(Goddess Test #2)
Paranormal Young Adult
Available March 27th
Received through NetGalley for review
THE STORY (from Goodreads)
Kate Winters has won immortality. But if she wants a life with Henry in the Underworld, she'll have to fight for it.
Becoming immortal wasn't supposed to be the easy part. Though Kate is about to be crowned Queen of the Underworld, she's as isolated as ever. And despite her growing love for Henry, ruler of the Underworld, he's becoming ever more distant and secretive. Then, in the midst of Kate's coronation, Henry is abducted by the only being powerful enough to kill him: the King of the Titans.
As the other gods prepare for a war that could end them all, it is up to Kate to save Henry from the depths of Tartarus. But in order to navigate the endless caverns of the Underworld, Kate must enlist the help of the one person who is the greatest threat to her future.
Henry's first wife, Persephone.
A bit darker and fraught with more emotional intensity than its predecessor, Goddess Interrupted takes us beneath the surface both literally and figuratively as Kate descends to the Underworld after her absence over the summer and finds the progress she made with Henry before her departure lost behind his reinforced defensive shields. The tenuous thread of hope she mustered after he saved her life in the previous book quickly frays, the stark realization that she’s in a relationship with not only Henry, but also Henry’s long memory of Persephone as well, one that settles over all of us with a tangible weight that only increases in tonnage as she throws herself against his barriers again and again to no avail. We walk alongside Kate one lead foot after the other, wishing as she does for some flicker of love or approval from the ruler of the Underworld to help her navigate the monumental task of guiding the dead while she fights a Titan who can easily replace her immortality with mortality.
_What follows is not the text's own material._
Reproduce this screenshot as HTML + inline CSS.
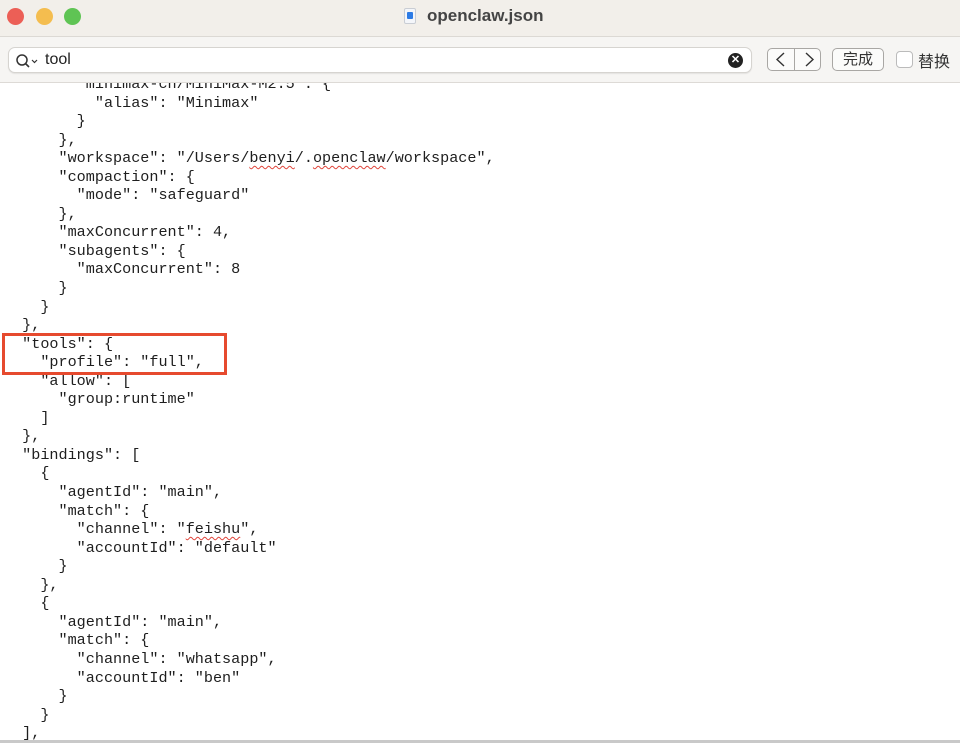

Kate is still the same young woman we met in the first book, her tendencies toward self-sacrifice in full swing as the Olympian gods face an ancient foe, but her vulnerabilities with regard to Henry are more apparent than ever. While we completely understand her insecurities when faced with Henry’s obvious love for Persephone and how his seeming lack of affection for her chips away at her confidence, the cyclical nature of her self-pity, then her resolve to embrace what she has instead of mourn what she doesn’t, and finally the deterioration of that resolve in the face of Henry’s detachment gets a bit tedious. Her anger and hurt are more than justified, Henry’s family’s pretty words and assurances that his love for her is real both empty and meaningless when any sign of their truth is hidden behind an impenetrable immortal mask, however her downward spiral into a repeated mantra of “I’ll always be second to Persephone” tries our patience as we flip the pages.
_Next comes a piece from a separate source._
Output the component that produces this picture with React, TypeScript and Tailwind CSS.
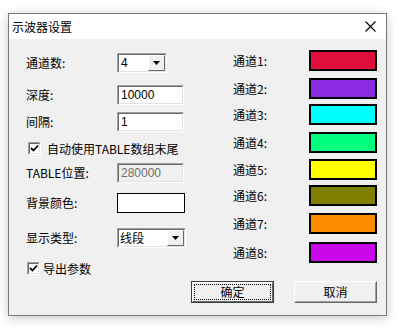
import React from "react";

const font = "font-['Noto_Sans_CJK_SC','Noto_Sans',sans-serif]";

function Sunken({ className, children }: { className: string; children?: React.ReactNode }) {
  return (
    <div className={`border border-t-[#a0a0a0] border-l-[#a0a0a0] border-b-white border-r-white ${className}`}>
      <div className="h-full w-full border border-t-[#696969] border-l-[#696969] border-b-[#e3e3e3] border-r-[#e3e3e3] flex items-center">
        {children}
      </div>
    </div>
  );
}

function Arrow() {
  return (
    <div className="h-full w-[17px] border border-t-white border-l-white border-b-[#696969] border-r-[#696969] bg-[#f0f0f0] flex items-center justify-center">
      <svg width="7" height="4" viewBox="0 0 7 4">
        <polygon points="0,0 7,0 3.5,4" fill="#000" />
      </svg>
    </div>
  );
}

function Check() {
  return (
    <Sunken className="w-[13px] h-[13px] bg-white">
      <div className="w-full h-full bg-white flex items-center justify-center">
        <svg width="9" height="9" viewBox="0 0 9 9">
          <polyline points="1,4 3.5,6.5 8,1.5" fill="none" stroke="#000" strokeWidth="1.8" />
        </svg>
      </div>
    </Sunken>
  );
}

const channels = [
  { n: 1, c: "bg-[#e00e3a]", m: "mt-0" },
  { n: 2, c: "bg-[#8a2be2]", m: "mt-[7px]" },
  { n: 3, c: "bg-[#00ffff]", m: "mt-[5px]" },
  { n: 4, c: "bg-[#00ff7f]", m: "mt-[7px]" },
  { n: 5, c: "bg-[#ffff00]", m: "mt-[6px]" },
  { n: 6, c: "bg-[#808000]", m: "mt-[5px]" },
  { n: 7, c: "bg-[#ff8c00]", m: "mt-[7px]" },
  { n: 8, c: "bg-[#c808e8]", m: "mt-[8px]" },
];

export default function App() {
  return (
    <div className={`min-h-screen bg-white pt-[13px] pl-[8px] ${font} text-[12px] text-black leading-none`}>
      <div className="w-[379px] h-[303px] border border-[#7a7a7a] bg-[#f0f0f0] shadow-[0_2px_10px_rgba(0,0,0,0.22)] flex flex-col">
        <div className="h-[25px] bg-white flex items-center justify-between pl-[3px] pr-[10px]">
          <span className="text-[12px]">示波器设置</span>
          <svg width="11" height="11" viewBox="0 0 11 11">
            <path d="M0.5 0.5 L10.5 10.5 M10.5 0.5 L0.5 10.5" stroke="#000" strokeWidth="1.1" />
          </svg>
        </div>
        <div className="flex flex-col">
          <div className="flex">
            <div className="w-[207px] pl-[17px] flex flex-col">
              <div className="mt-[14px] h-[20px] flex items-center">
                <span className="w-[91px]">通道数:</span>
                <Sunken className="w-[50px] h-[20px] bg-white">
                  <div className="flex-1 h-full bg-white flex items-center pl-[2px] font-['Liberation_Sans',sans-serif]">4</div>
                  <Arrow />
                </Sunken>
              </div>
              <div className="mt-[12px] h-[20px] flex items-center">
                <span className="w-[91px]">深度:</span>
                <Sunken className="w-[67px] h-[20px] bg-white">
                  <span className="pl-[2px] font-['Liberation_Sans',sans-serif]">10000</span>
                </Sunken>
              </div>
              <div className="mt-[7px] h-[20px] flex items-center">
                <span className="w-[91px]">间隔:</span>
                <Sunken className="w-[67px] h-[20px] bg-white">
                  <span className="pl-[2px] font-['Liberation_Sans',sans-serif]">1</span>
                </Sunken>
              </div>
              <div className="mt-[10px] h-[13px] flex items-center">
                <div className="ml-[2px]"><Check /></div>
                <span className="ml-[6px]">自动使用TABLE数组末尾</span>
              </div>
              <div className="mt-[8px] h-[20px] flex items-center">
                <span className="w-[91px]">TABLE位置:</span>
                <Sunken className="w-[67px] h-[20px] bg-[#f0f0f0]">
                  <span className="pl-[2px] text-[#6d6d6d] font-['Liberation_Sans',sans-serif]">280000</span>
                </Sunken>
              </div>
              <div className="mt-[10px] h-[20px] flex items-center">
                <span className="w-[91px]">背景颜色:</span>
                <div className="w-[68px] h-[20px] bg-white border border-black" />
              </div>
              <div className="mt-[15px] h-[20px] flex items-center">
                <span className="w-[91px]">显示类型:</span>
                <Sunken className="w-[69px] h-[20px] bg-white">
                  <div className="flex-1 h-full bg-white flex items-center pl-[1px]">线段</div>
                  <Arrow />
                </Sunken>
              </div>
              <div className="mt-[14px] h-[13px] flex items-center">
                <div className="ml-[1px]"><Check /></div>
                <span className="ml-[3px]">导出参数</span>
              </div>
            </div>
            <div className="pl-[17px] pt-[11px] flex flex-col">
              {channels.map((ch) => (
                <div key={ch.n} className={`${ch.m} h-[21px] flex items-center`}>
                  <span className="w-[76px]">通道{ch.n}:</span>
                  <div className={`w-[68px] h-[21px] border-2 border-black ${ch.c}`} />
                </div>
              ))}
            </div>
          </div>
          <div className="mt-[6px] pl-[182px] flex gap-[20px]">
            <div className="w-[83px] h-[22px] border border-[#3c3c3c]">
              <div className="h-full w-full border border-t-white border-l-white border-b-[#696969] border-r-[#696969] bg-[#f0f0f0] p-[1px]">
                <div className="h-full w-full border border-dotted border-black flex items-center justify-center">确定</div>
              </div>
            </div>
            <div className="w-[83px] h-[22px] border border-t-white border-l-white border-b-[#696969] border-r-[#696969]">
              <div className="h-full w-full border border-t-[#f0f0f0] border-l-[#f0f0f0] border-b-[#a0a0a0] border-r-[#a0a0a0] bg-[#f0f0f0] flex items-center justify-center">取消</div>
            </div>
          </div>
        </div>
      </div>
    </div>
  );
}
Like Kate, Henry is much the same character we met in The Goddess Test, a rather dark and brooding version of Hades who doesn’t reflect the explosive personality we might expect from the God of the Underworld. His brooding nature isn’t necessarily a bad thing by any means, but the lack of any emotional spark from him does make our connection to him rocky at best, and we long for the moment when the force of his personality will break through the block of ice in which Persephone’s betrayal encased him to give us a man we can reach out in touch instead of a god who slips right through our fingers. By the end, he does begin to slowly take form, solidifying ever-so-slightly to give us the barest hint of reality instead of smoke and mirrors, and that's enough to have us thoroughly anticipating the third installment in the hope we’ll see what we’ve up till now only caught the barest glimpses of.
The Greek mythology element was extraordinarily subtle in book one, but luckily for us it’s a bit more prominent in Goddess Interrupted, the immortal nature of Kate’s new family becoming more apparent as secrets are revealed thanks to a Persephone-shaped catalyst, opening our eyes a bit wider to Henry’s pain and giving both Kate and us an idea of just how different from us they truly are. Despite Kate’s continuous self-doubt and Henry’s emotional distance, the story itself is fast-paced and entertaining, though those who fear cliffhangers should brace themselves for a rather spectacular one at the end of this story. It does its job however, leaving us blinking rapidly in stupefaction that we’ve reached the last page and groaning aloud as we realize how long we must now wait for the next installment.